**Aim**
Write out the material exactly, without any of its pictures.

**Records for the exercise**
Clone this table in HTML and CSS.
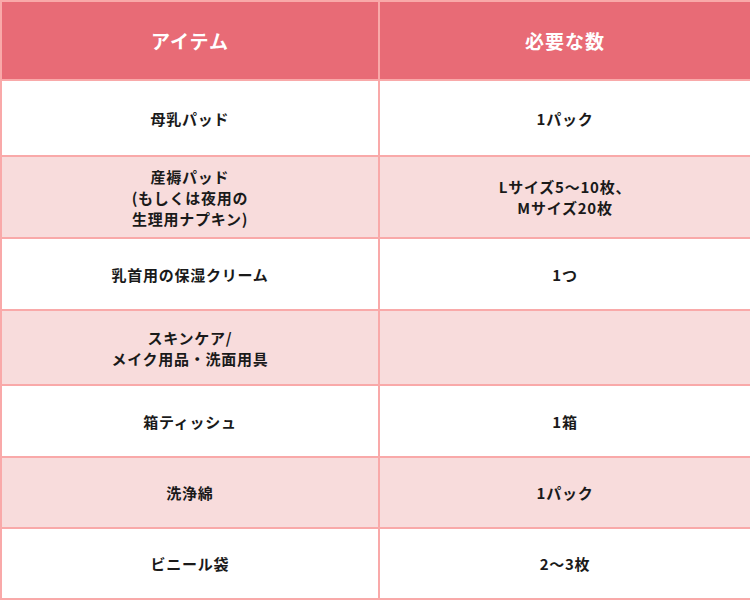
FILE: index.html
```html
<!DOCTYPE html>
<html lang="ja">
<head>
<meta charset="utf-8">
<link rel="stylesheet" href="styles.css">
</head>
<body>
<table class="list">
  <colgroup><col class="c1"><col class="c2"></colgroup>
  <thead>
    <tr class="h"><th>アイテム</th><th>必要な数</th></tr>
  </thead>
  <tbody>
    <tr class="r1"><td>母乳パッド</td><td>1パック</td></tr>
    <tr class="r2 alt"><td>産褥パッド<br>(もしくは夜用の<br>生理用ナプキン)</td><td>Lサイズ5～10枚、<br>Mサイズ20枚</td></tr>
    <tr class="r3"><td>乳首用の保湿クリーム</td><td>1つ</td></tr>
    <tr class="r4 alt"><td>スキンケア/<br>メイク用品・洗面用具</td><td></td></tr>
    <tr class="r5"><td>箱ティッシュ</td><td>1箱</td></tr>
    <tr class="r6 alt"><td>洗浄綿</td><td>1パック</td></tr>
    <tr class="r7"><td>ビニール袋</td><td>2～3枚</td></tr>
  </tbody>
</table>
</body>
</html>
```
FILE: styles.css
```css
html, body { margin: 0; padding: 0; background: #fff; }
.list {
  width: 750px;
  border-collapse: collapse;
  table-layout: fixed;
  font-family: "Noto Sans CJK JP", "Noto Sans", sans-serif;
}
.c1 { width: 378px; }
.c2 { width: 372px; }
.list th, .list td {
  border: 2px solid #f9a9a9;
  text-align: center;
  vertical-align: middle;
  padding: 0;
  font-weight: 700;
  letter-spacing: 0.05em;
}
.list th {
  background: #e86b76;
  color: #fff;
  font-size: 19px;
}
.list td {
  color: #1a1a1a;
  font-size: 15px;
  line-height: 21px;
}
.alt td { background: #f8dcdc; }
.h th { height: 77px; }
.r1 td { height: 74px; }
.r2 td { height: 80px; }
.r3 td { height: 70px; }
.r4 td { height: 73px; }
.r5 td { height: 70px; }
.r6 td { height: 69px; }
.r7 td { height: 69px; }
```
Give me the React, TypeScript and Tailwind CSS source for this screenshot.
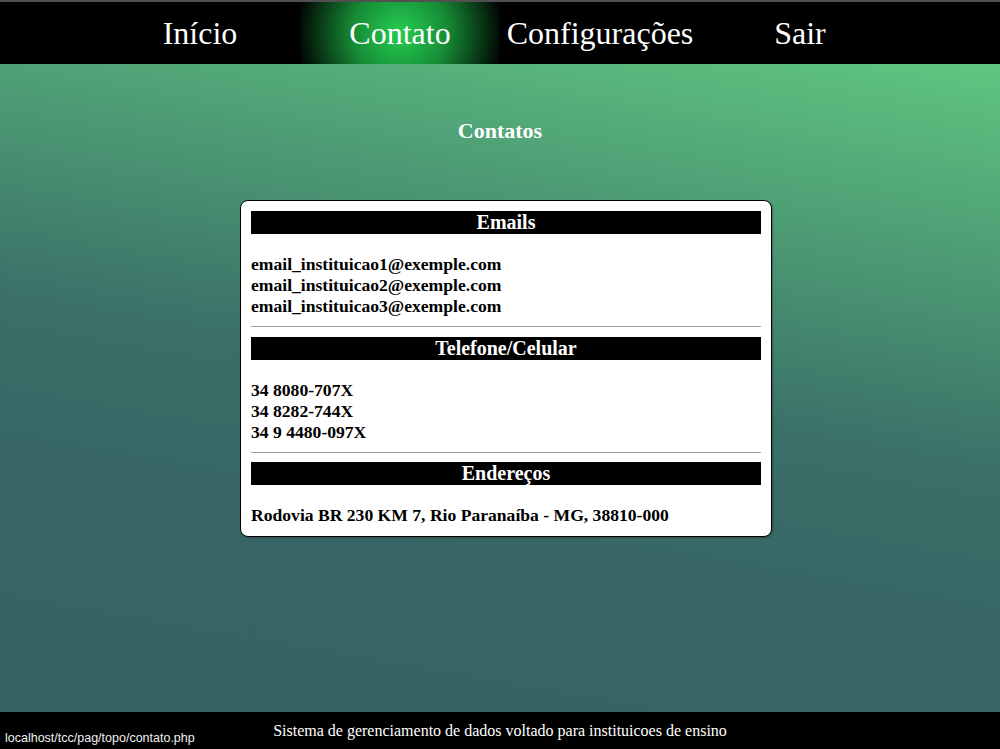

**Result**
Clone this table in HTML and CSS.
FILE: index.html
```html
<!DOCTYPE html>
<html lang="ja">
<head>
<meta charset="utf-8">
<link rel="stylesheet" href="styles.css">
</head>
<body>
<table class="list">
  <colgroup><col class="c1"><col class="c2"></colgroup>
  <thead>
    <tr class="h"><th>アイテム</th><th>必要な数</th></tr>
  </thead>
  <tbody>
    <tr class="r1"><td>母乳パッド</td><td>1パック</td></tr>
    <tr class="r2 alt"><td>産褥パッド<br>(もしくは夜用の<br>生理用ナプキン)</td><td>Lサイズ5～10枚、<br>Mサイズ20枚</td></tr>
    <tr class="r3"><td>乳首用の保湿クリーム</td><td>1つ</td></tr>
    <tr class="r4 alt"><td>スキンケア/<br>メイク用品・洗面用具</td><td></td></tr>
    <tr class="r5"><td>箱ティッシュ</td><td>1箱</td></tr>
    <tr class="r6 alt"><td>洗浄綿</td><td>1パック</td></tr>
    <tr class="r7"><td>ビニール袋</td><td>2～3枚</td></tr>
  </tbody>
</table>
</body>
</html>
```
FILE: styles.css
```css
html, body { margin: 0; padding: 0; background: #fff; }
.list {
  width: 750px;
  border-collapse: collapse;
  table-layout: fixed;
  font-family: "Noto Sans CJK JP", "Noto Sans", sans-serif;
}
.c1 { width: 378px; }
.c2 { width: 372px; }
.list th, .list td {
  border: 2px solid #f9a9a9;
  text-align: center;
  vertical-align: middle;
  padding: 0;
  font-weight: 700;
  letter-spacing: 0.05em;
}
.list th {
  background: #e86b76;
  color: #fff;
  font-size: 19px;
}
.list td {
  color: #1a1a1a;
  font-size: 15px;
  line-height: 21px;
}
.alt td { background: #f8dcdc; }
.h th { height: 77px; }
.r1 td { height: 74px; }
.r2 td { height: 80px; }
.r3 td { height: 70px; }
.r4 td { height: 73px; }
.r5 td { height: 70px; }
.r6 td { height: 69px; }
.r7 td { height: 69px; }
```
Give me the React, TypeScript and Tailwind CSS source for this screenshot.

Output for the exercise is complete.